Progress, gaps in U.S. security detailed

? Six years after the deadliest terrorist attack on American soil, the United States in many ways is unprepared to stop another major strike against the homeland, which al-Qaida appears intent on carrying out in the near future, four of the nation’s top counterterrorism officials told Congress on Monday.

Al-Qaida’s intentions have been underscored in recent days by the disruption of suspected terrorist plots in Germany and Denmark, the first videotaped propaganda tape by Osama bin Laden in three years and persistent intelligence showing that the terrorist organization has regrouped in a safe haven in Pakistan and actively trains operatives there to launch attacks worldwide.
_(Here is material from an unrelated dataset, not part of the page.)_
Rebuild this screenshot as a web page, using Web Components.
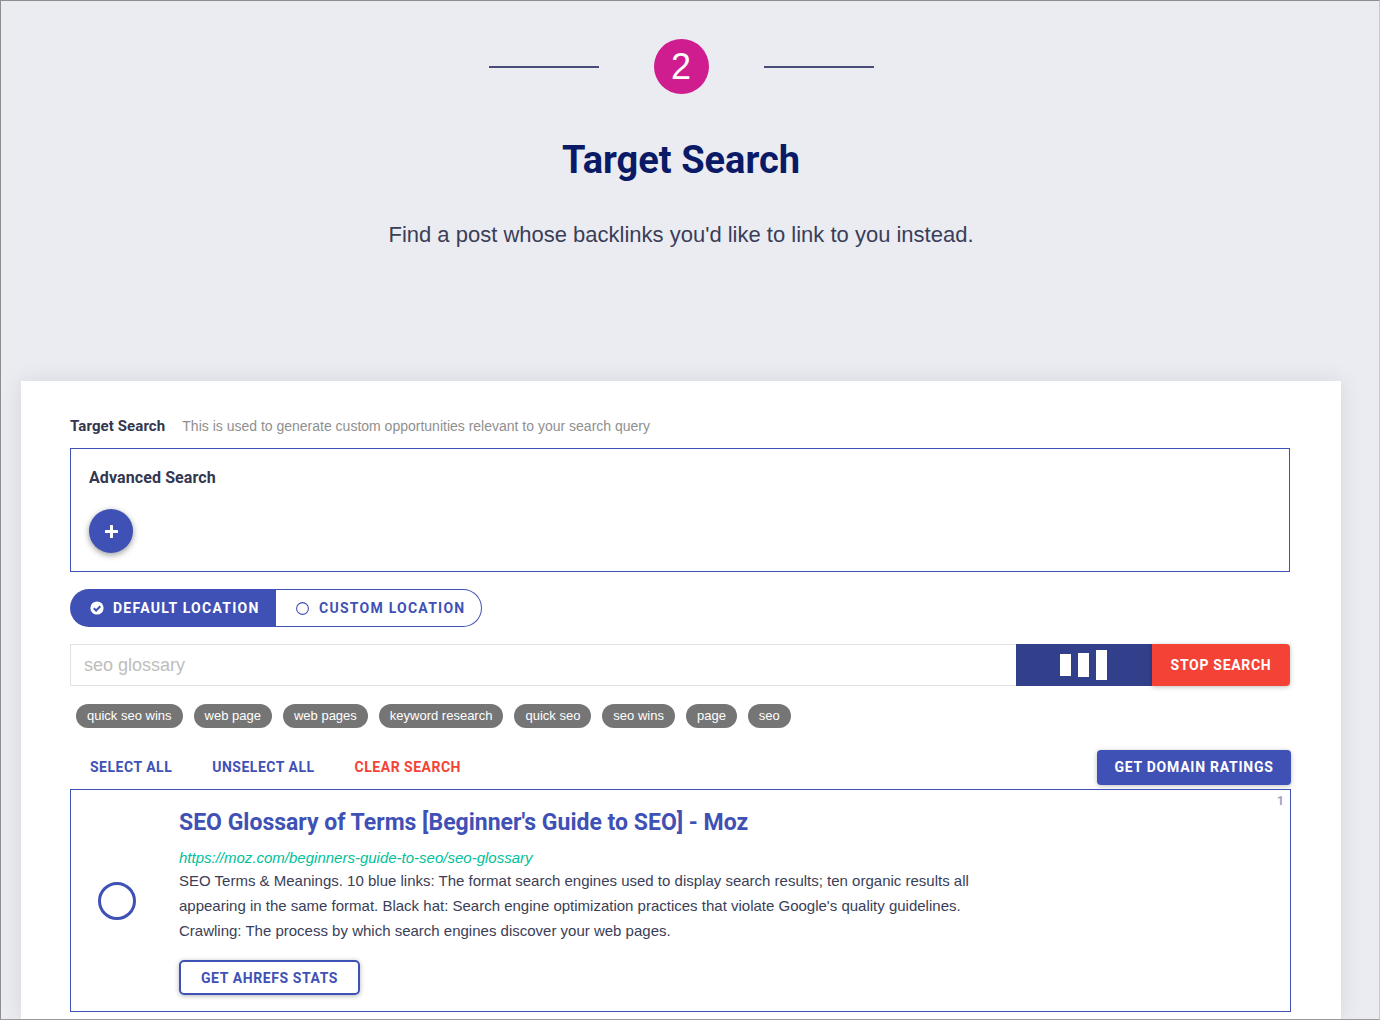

“Our counterterrorism efforts have disrupted some of the enemy’s plans and diminished certain capabilities,” John Scott Redd, the director of the National Counterterrorism Center, told the Homeland Security and Governmental Affairs Committee. “But the events of the last days and the last weeks clearly demonstrate the clear and present danger which continues to exist.”

During more than three hours of prepared testimony and questioning, Homeland Security Secretary Michael Chertoff, Director of National Intelligence Michael McConnell, FBI Director Robert Mueller and Redd said significant progress has been made in deterring another attack on the scale of Sept. 11, which killed nearly 3,000 people.

U.S. intelligence-gathering efforts against terrorist targets have improved dramatically , in part because of expanded post-Sept. 11 electronic surveillance powers, including those overseen by the Foreign Intelligence Surveillance Act, or FISA, according to McConnell.

Confirming a Los Angeles Times report, McConnell told the committee that U.S. electronic intercepts were instrumental in helping thwart the terrorist plot last week in Germany, which allegedly involved militants trained in Pakistani camps run by an al-Qaida affiliate group known as the Islamic Jihad Union.

The surveillance “allowed us to see and understand all the connections … to al-Qaida,” McConnell said. “Because we could understand it, we could help our partners through a long process of monitoring and observation, realizing that the perpetrators had actually obtained explosive liquids… “

After the hearing, Redd confirmed that such U.S. intercepts also played a central role in disrupting the suspected terror plot in Denmark, in which eight men with alleged al-Qaida links were arrested on suspicion of plotting a “major” attack.

McConnell said some of those capabilities were the result of a “temporary fix” in the FISA law passed by Congress in August in an attempt to maintain the surveillance system while addressing some of its legal problems. He said he believes that FISA itself is in jeopardy because of concerns that intelligence officials are “spying on Americans, doing data-mining and so on,” which he said was “simply not true.”

“If we lose FISA, we will lose, in my estimate, 50 percent of our ability to track, understand and know about these terrorists, what they’re doing to train, what they’re doing to recruit and what they’re doing to try to get into this country,” he said.

Redd testified to other successes over the past six years, saying authorities have taken thousands of terrorists off city streets and fields of battle and disrupted dozens of plots. He also said Washington is working more closely with many allies overseas and that authorities are clamping down on ways in which terrorists travel and raise money.